The key differences between DINER
and existing algorithms are 1) an intuitive flushing policy for the Arriving
phase that aims at maximizing the amount of overlap of the join attribute
values between memory resident tuples of the two relations and 2) a lightweight
Reactive phase that allows the algorithm to quickly
move into processing tuples that were flushed to disk when both data sources
block. The key idea of our flushing policy is to create and adaptively maintain
three nonoverlapping value regions that partition the join attribute domain,
measure the “join benefit” of each region at every flushing decision point, and
flush tuples from the region that doesn’t produce many join results in a way
that permits easy maintenance of the three-way partition of the values.
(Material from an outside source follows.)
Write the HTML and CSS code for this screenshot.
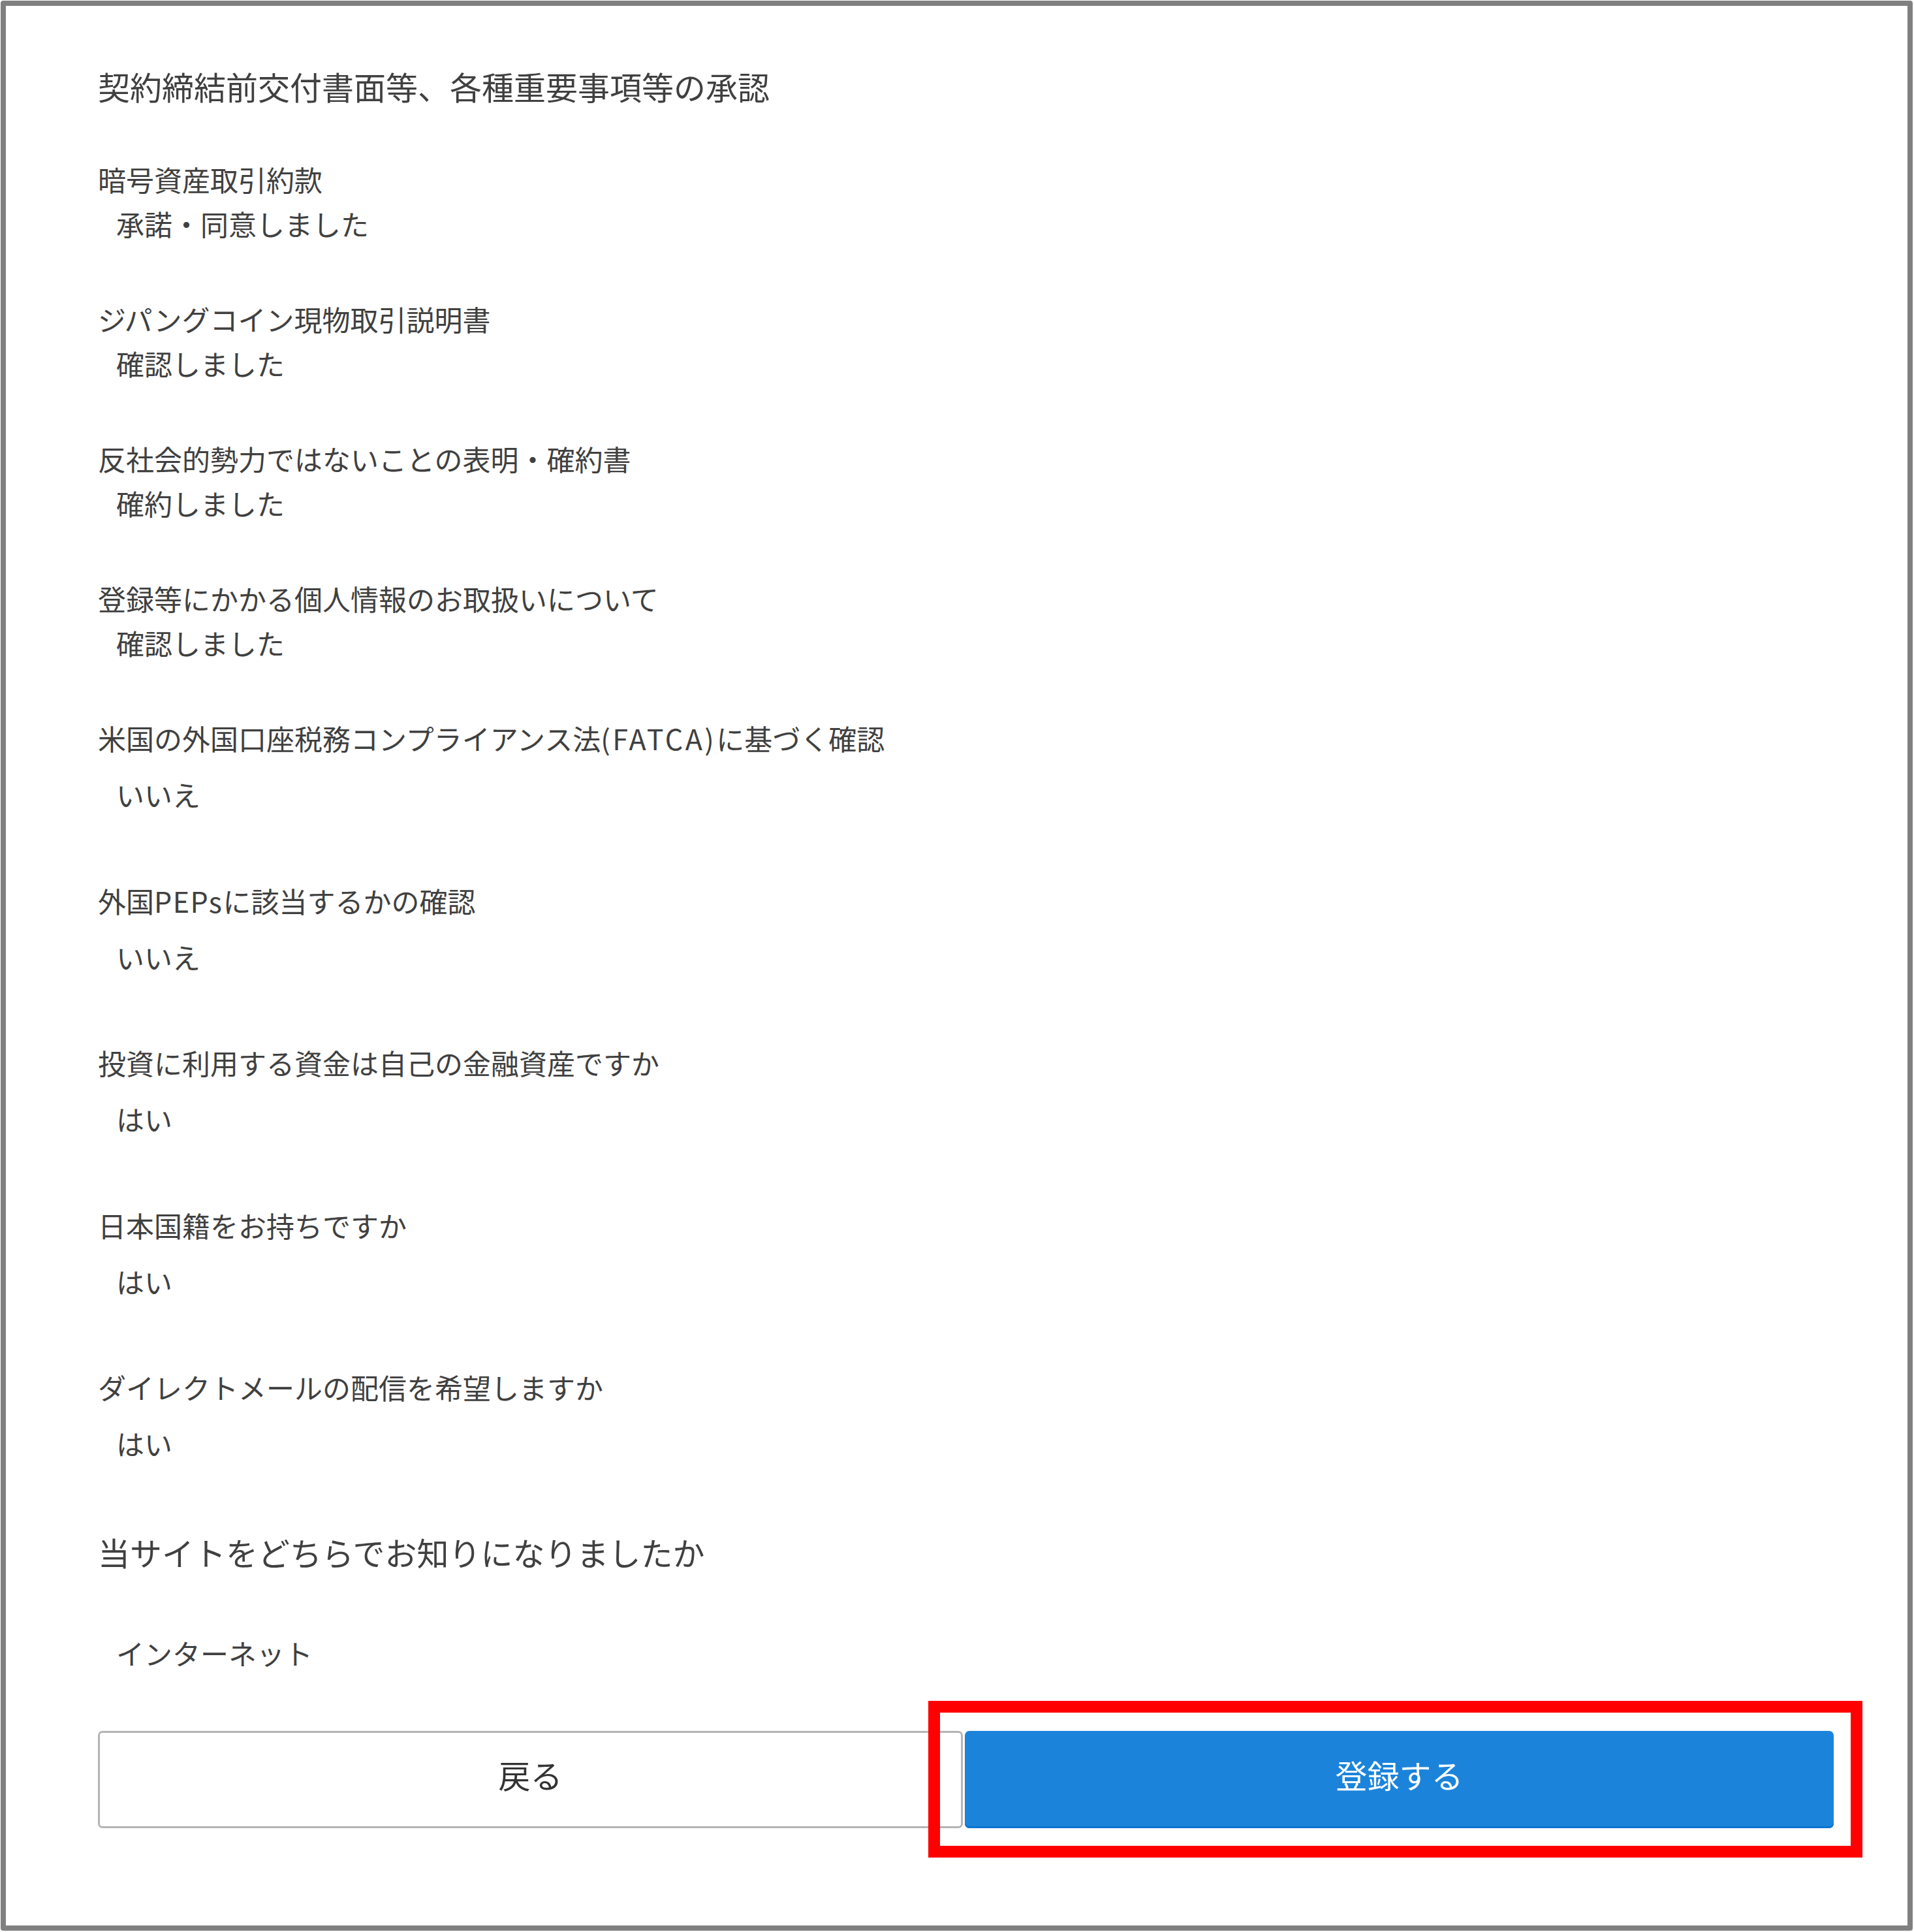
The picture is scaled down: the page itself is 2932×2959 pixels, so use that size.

When tuples are flushed to disk they
are organized into sorted blocks using an efficient index structure, maintained
separately for each relation (thus, the part “Double Index” in DINER). This
optimization results in faster processing of these tuples during the Reactive
and Cleanup phases. The Reactive phase of DINER employs a symmetric nested loop
join process, combined with novel bookkeeping that allows the algorithm to
react to the unpredictability of the data sources. The fusion of the two
techniques allows DINER to make much more efficient use of available main
memory. We demonstrate in our experiments that DINER has a higher rate of join
result production and is much more adaptive to changes in the environment,
including changes in the value distributions of the streamed tuples and in
their arrival rates
MINER
MINER extends DINER to multiway
joins and it maintains all the distinctive and efficiency generating properties
of DINER. MINER maximizes the output rate by: 1) adopting an efficient probing
sequence for new incoming tuples which aims to reduce the processing overhead
by interrupting index lookups early for those tuples that do not participate in
the overall result; 2) applying an effective flushing policy that keeps in
memory the tuples that produce results, in a manner similar to DINER; and 3)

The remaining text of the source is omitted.